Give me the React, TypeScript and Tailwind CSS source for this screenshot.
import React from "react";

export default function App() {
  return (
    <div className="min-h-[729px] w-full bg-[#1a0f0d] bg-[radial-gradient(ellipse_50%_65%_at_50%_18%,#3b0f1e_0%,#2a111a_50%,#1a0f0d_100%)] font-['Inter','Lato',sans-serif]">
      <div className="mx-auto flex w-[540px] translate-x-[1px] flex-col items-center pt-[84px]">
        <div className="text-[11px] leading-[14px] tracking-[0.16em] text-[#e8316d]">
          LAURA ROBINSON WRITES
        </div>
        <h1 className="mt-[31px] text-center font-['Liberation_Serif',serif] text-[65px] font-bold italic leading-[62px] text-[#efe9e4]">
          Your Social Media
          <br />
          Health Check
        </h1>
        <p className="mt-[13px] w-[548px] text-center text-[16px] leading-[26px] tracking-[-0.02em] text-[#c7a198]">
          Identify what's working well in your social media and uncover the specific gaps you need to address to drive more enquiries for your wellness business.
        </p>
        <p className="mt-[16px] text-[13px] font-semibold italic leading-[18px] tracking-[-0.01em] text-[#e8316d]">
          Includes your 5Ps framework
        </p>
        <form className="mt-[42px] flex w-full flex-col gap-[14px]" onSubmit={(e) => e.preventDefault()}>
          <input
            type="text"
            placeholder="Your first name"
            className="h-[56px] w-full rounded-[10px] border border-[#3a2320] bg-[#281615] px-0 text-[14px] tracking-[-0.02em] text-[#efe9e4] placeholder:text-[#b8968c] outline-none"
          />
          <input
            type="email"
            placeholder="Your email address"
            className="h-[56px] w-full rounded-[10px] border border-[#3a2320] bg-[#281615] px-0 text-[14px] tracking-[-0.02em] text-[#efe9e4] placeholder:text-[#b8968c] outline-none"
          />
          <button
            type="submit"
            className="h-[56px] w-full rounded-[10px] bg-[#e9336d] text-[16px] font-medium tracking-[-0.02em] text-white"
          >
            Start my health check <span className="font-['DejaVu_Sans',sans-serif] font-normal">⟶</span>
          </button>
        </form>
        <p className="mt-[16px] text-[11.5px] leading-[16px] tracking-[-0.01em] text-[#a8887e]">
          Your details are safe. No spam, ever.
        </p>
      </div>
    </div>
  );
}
::::::::
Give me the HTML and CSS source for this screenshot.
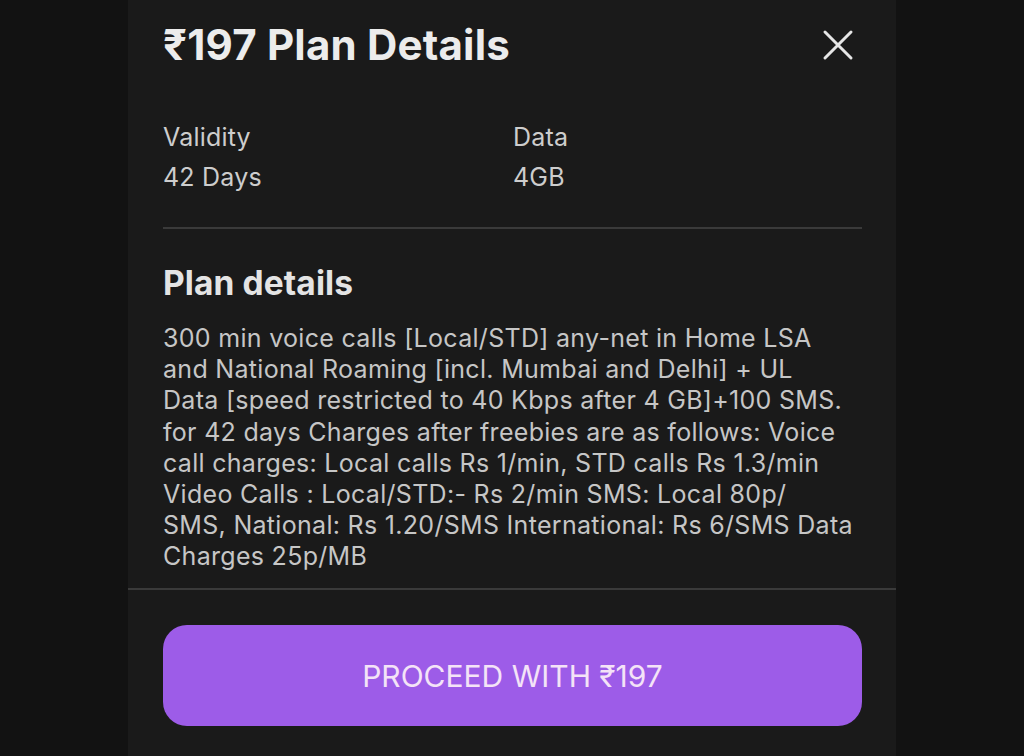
::::::::
### Given exercise
Solely the line containing "Give me the React, TypeScript", the line containing "import React from", and the lines between them are to be given again, exactly as written.

### Solution below
Give me the React, TypeScript and Tailwind CSS source for this screenshot.
import React from "react";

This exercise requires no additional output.